RECORDS SHOWN »
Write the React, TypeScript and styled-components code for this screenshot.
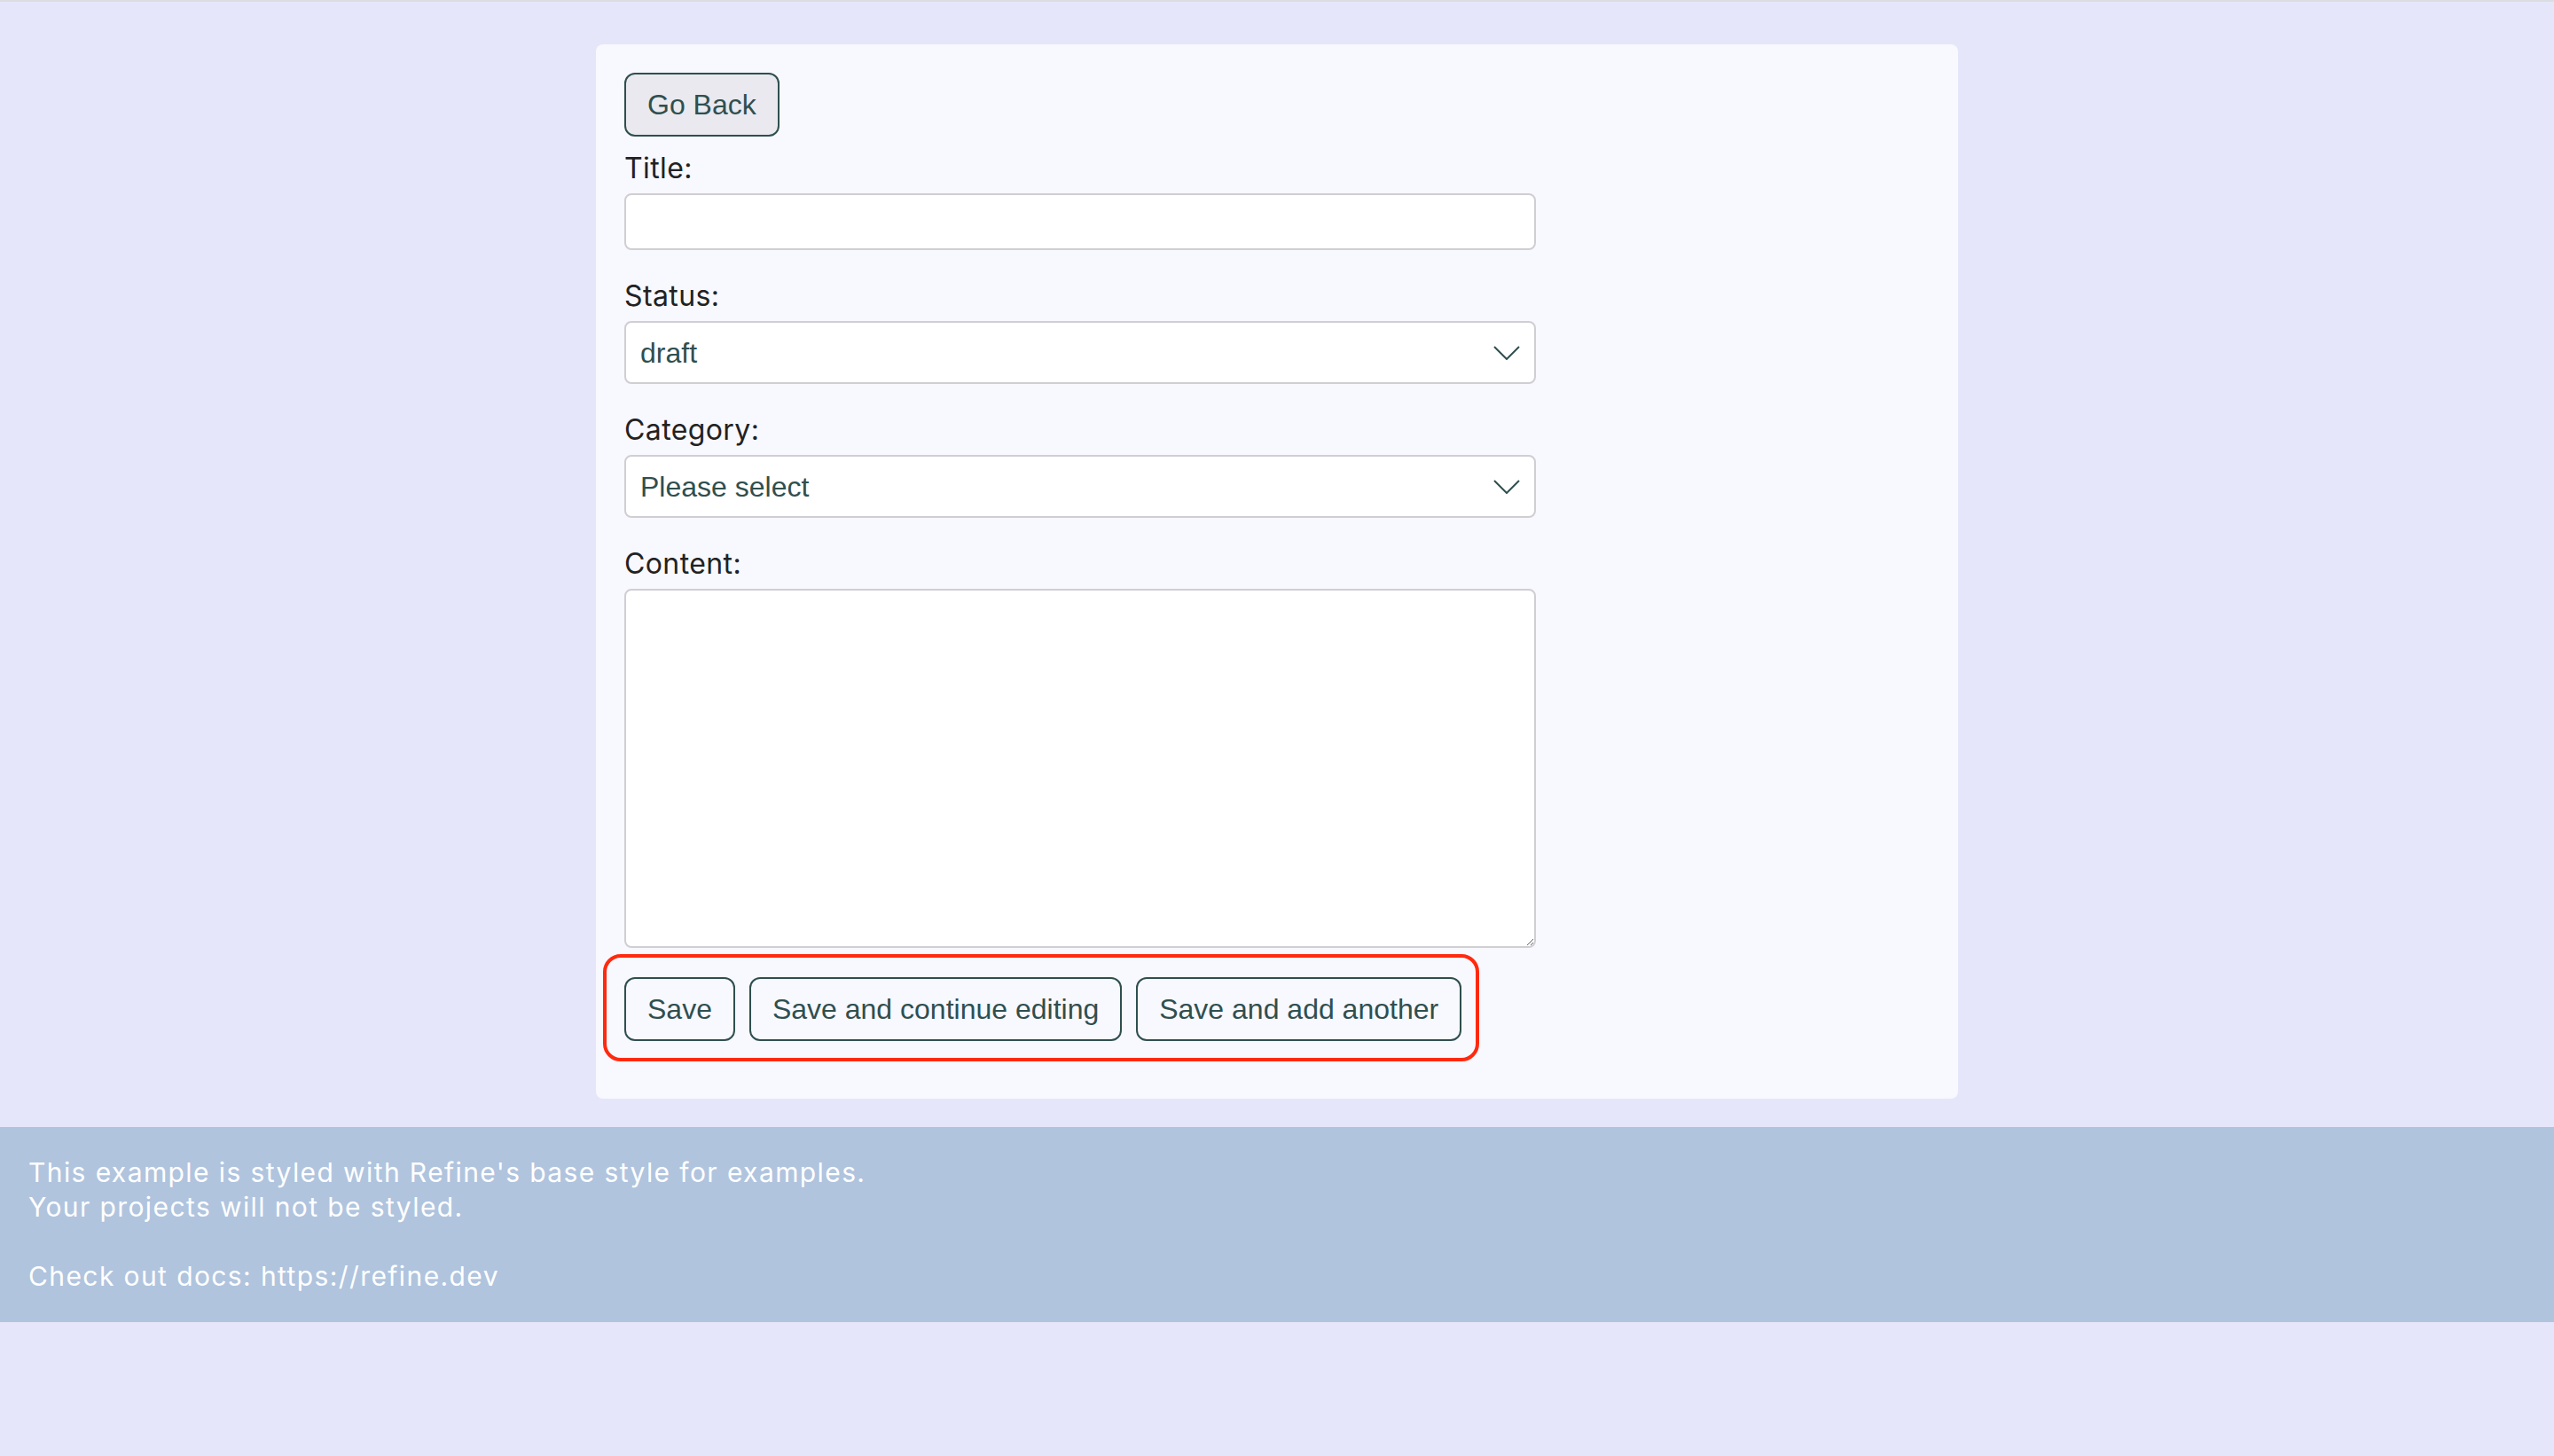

* * *

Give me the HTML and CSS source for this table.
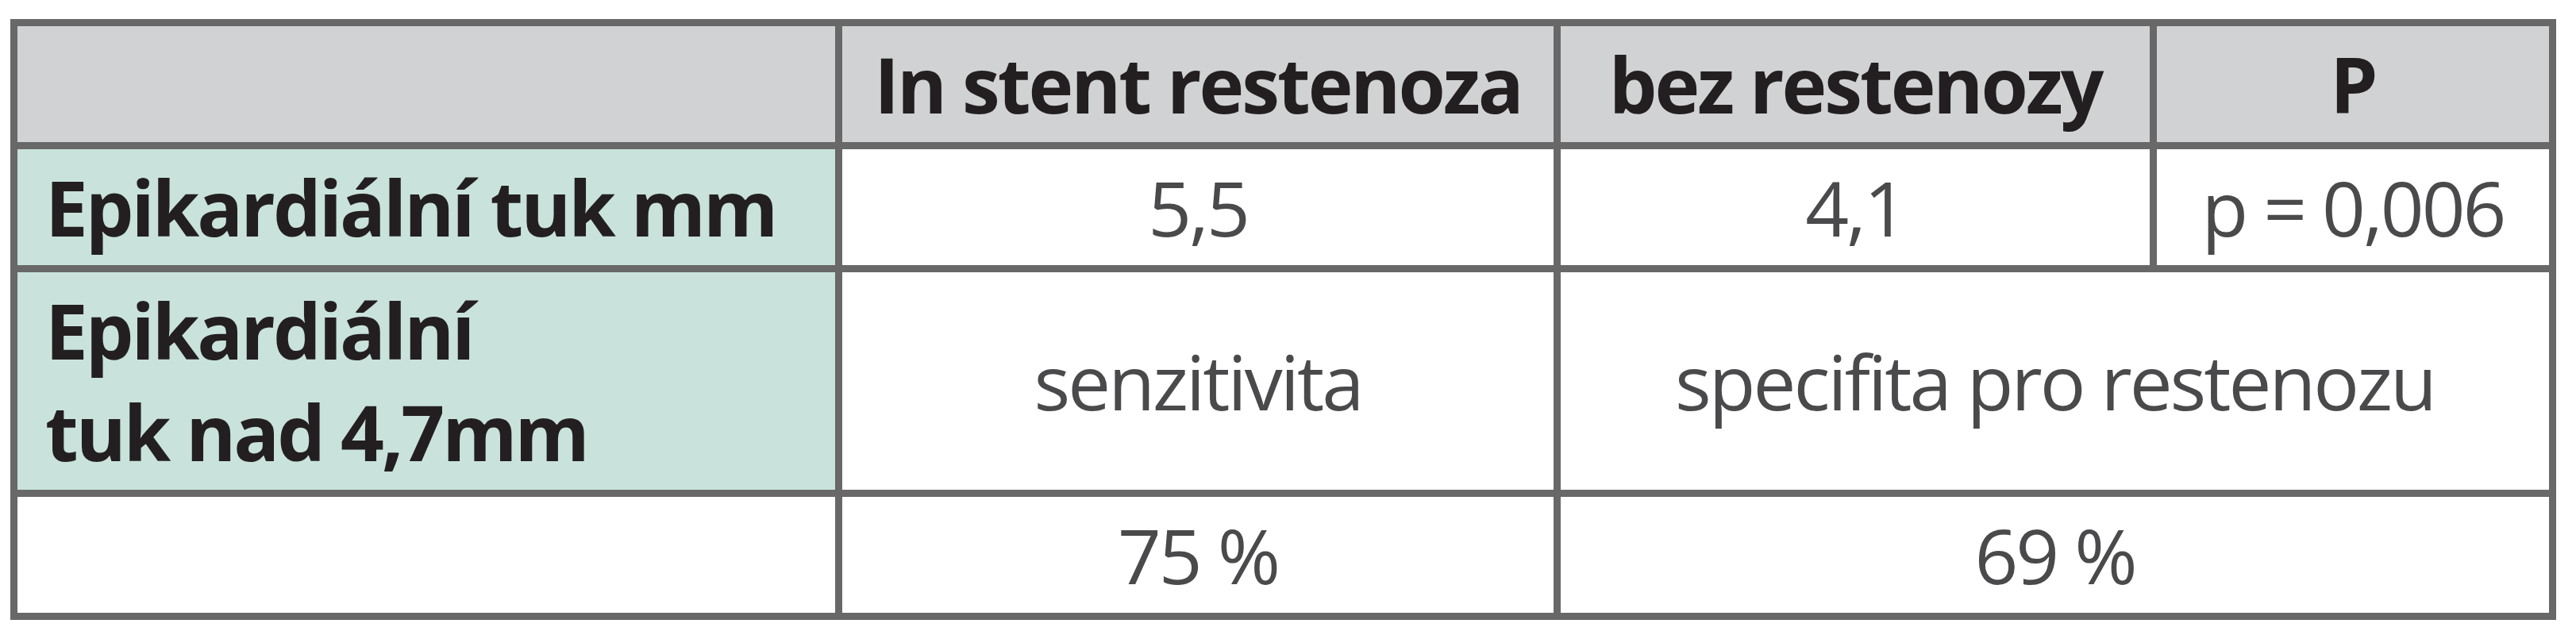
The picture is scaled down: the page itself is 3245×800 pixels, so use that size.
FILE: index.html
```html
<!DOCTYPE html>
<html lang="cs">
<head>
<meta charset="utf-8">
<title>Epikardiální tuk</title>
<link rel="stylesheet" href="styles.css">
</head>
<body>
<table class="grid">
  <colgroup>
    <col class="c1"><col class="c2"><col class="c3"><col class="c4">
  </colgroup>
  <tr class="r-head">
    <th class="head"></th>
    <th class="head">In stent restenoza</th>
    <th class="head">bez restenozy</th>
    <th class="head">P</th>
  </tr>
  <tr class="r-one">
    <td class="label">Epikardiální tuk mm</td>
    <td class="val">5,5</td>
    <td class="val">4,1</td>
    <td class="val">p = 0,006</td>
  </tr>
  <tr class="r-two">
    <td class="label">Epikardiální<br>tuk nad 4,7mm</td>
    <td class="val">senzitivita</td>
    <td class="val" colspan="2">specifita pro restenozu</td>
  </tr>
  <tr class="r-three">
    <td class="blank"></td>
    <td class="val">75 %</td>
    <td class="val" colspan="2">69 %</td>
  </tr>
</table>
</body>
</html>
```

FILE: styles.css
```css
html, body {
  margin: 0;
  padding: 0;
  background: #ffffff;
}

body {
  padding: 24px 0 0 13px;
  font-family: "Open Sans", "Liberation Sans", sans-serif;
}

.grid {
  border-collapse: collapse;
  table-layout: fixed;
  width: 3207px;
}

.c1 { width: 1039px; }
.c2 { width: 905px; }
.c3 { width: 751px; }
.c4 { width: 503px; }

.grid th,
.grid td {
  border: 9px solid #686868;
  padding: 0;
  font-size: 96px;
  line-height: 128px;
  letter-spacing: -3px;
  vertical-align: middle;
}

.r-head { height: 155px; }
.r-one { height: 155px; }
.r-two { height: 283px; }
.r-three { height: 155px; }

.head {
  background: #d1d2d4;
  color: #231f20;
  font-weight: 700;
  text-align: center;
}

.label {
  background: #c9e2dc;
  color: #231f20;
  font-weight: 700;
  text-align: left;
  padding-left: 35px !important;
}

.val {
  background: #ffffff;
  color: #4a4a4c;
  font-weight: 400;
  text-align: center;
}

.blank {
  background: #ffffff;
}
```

...

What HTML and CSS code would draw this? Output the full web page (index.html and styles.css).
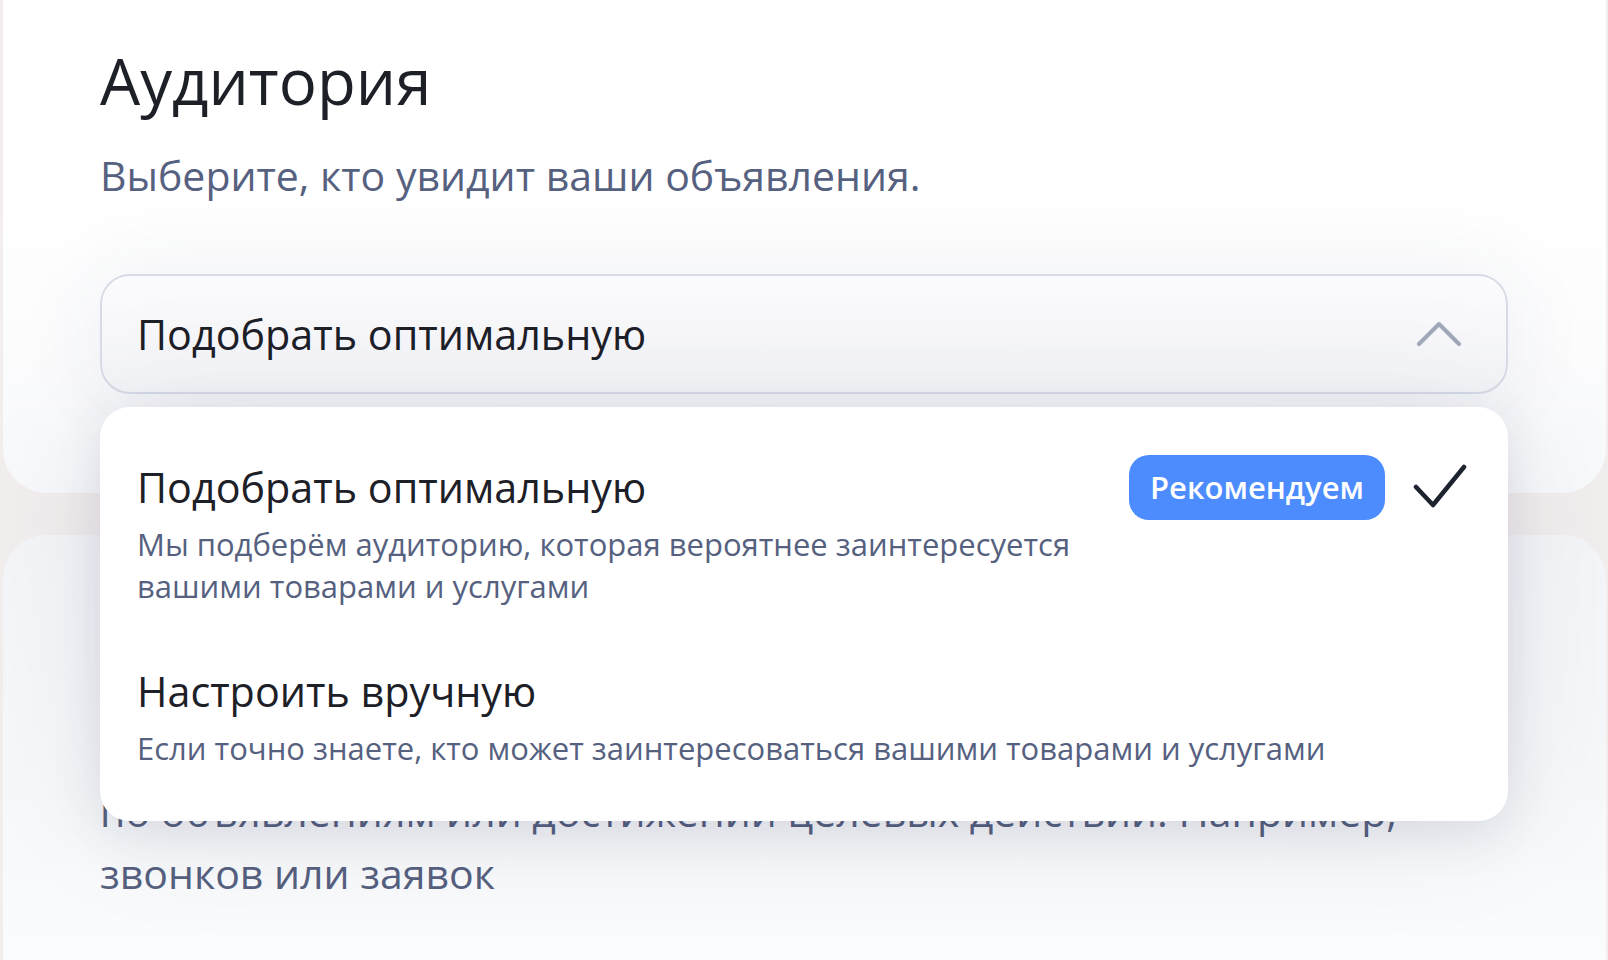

WHAT TO PRODUCE »
Copy each line of the data that contains the word "table".

FULL SOLUTION »
Give me the HTML and CSS source for this table.
<table class="grid">
</table>
  table-layout: fixed;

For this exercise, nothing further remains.